Information supplied:
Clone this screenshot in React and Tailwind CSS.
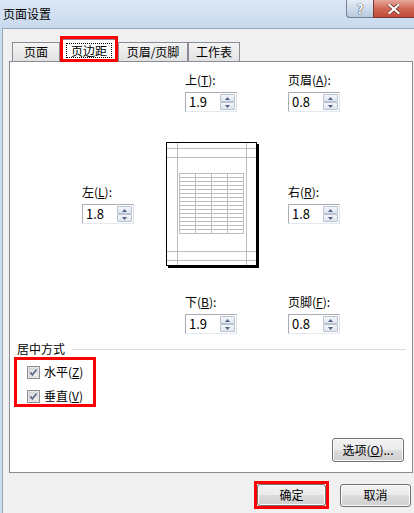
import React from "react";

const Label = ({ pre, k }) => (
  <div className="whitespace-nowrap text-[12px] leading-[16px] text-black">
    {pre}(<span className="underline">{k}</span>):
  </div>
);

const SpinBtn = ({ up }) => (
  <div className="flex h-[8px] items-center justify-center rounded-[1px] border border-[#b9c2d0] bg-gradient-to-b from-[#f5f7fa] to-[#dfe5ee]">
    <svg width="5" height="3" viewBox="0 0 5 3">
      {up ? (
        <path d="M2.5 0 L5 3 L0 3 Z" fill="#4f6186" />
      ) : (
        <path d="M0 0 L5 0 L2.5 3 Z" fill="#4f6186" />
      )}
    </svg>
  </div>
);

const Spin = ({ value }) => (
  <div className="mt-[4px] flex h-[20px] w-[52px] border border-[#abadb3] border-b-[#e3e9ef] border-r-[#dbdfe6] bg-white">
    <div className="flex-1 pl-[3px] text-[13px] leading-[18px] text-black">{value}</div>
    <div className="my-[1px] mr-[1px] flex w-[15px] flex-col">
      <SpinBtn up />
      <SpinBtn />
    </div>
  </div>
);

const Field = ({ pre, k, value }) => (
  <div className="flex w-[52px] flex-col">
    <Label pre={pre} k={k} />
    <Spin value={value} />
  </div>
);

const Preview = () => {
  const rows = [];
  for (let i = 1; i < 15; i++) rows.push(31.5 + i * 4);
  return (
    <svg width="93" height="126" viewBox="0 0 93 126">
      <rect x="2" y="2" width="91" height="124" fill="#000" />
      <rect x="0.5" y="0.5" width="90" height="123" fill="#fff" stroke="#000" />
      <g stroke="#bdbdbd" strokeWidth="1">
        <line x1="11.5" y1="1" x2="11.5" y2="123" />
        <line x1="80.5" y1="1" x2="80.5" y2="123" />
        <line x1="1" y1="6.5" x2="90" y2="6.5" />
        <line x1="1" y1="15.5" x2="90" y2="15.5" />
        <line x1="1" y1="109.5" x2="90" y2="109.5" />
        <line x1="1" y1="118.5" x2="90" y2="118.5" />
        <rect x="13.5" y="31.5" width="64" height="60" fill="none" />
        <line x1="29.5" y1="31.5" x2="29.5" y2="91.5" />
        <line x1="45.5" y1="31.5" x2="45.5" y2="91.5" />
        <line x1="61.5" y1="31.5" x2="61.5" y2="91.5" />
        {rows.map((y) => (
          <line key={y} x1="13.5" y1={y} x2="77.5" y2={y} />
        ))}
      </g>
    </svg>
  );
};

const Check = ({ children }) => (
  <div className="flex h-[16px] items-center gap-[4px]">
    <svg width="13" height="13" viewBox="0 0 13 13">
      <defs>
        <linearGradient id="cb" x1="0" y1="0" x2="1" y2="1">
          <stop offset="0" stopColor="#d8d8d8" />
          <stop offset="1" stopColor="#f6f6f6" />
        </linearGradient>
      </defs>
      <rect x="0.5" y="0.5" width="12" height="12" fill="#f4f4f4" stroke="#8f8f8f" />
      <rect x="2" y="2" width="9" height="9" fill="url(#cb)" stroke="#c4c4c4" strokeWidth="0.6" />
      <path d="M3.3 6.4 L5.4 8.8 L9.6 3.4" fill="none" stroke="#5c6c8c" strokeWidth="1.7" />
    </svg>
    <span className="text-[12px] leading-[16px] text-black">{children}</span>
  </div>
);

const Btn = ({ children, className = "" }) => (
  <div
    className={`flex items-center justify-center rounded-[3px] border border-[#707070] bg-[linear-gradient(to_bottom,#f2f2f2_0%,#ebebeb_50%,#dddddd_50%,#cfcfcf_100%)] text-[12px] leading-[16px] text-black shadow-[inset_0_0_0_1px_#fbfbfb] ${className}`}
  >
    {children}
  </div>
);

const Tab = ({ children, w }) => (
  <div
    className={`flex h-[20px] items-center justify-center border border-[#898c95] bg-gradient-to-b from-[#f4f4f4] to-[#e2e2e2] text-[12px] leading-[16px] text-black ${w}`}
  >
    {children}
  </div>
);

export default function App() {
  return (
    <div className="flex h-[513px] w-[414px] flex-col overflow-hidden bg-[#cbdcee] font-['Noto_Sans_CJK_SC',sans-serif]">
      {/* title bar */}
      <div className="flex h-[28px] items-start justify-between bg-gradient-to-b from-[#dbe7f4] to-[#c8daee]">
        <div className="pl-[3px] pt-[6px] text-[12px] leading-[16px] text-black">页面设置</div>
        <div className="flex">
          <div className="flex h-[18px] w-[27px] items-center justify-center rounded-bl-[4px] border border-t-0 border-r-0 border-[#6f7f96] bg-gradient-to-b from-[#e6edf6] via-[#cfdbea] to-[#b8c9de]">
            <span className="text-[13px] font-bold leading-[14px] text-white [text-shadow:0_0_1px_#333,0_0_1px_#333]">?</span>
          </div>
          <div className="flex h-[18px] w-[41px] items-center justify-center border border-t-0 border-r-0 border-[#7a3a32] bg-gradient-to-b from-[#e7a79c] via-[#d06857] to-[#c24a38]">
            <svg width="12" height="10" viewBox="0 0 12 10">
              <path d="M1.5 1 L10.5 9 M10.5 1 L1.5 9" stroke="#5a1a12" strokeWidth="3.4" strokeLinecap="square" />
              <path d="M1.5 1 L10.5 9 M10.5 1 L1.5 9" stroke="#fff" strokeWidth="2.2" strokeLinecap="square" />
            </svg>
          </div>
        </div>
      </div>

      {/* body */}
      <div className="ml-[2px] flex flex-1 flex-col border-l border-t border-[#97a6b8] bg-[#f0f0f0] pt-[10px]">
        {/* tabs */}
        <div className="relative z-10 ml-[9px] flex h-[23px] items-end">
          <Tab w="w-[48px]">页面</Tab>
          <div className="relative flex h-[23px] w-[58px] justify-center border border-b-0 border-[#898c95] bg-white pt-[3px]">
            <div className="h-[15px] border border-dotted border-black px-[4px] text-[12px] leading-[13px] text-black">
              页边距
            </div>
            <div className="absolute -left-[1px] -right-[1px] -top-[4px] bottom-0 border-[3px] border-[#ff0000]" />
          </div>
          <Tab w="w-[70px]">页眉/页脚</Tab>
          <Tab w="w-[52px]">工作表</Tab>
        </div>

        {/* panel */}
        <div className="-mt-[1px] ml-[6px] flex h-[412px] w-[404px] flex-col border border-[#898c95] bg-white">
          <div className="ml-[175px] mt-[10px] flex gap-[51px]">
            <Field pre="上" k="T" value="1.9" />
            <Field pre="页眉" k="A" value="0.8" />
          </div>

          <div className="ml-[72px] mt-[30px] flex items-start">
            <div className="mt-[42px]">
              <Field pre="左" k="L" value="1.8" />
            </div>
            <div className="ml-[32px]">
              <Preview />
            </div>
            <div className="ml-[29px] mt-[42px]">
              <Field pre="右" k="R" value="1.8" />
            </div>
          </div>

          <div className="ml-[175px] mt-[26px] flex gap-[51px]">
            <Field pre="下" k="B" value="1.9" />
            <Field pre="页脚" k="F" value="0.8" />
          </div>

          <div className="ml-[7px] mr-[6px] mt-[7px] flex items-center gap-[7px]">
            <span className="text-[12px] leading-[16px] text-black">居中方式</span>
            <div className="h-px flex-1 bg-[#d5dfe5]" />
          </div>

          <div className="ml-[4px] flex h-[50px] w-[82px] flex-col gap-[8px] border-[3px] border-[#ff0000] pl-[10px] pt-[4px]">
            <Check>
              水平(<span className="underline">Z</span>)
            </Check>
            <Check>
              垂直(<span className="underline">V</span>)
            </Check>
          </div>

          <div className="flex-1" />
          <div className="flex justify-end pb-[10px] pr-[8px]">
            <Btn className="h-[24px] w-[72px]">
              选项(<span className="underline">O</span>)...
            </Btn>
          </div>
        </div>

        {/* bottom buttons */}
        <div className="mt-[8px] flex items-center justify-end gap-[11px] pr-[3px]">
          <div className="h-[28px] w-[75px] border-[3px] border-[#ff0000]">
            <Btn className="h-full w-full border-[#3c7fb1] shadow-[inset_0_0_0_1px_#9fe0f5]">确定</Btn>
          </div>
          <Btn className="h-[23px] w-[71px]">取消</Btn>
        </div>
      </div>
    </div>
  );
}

Exercise directions: Look for the word "React" in every line of the listing and copy the lines that have it.

Exercise response:
Clone this screenshot in React and Tailwind CSS.
import React from "react";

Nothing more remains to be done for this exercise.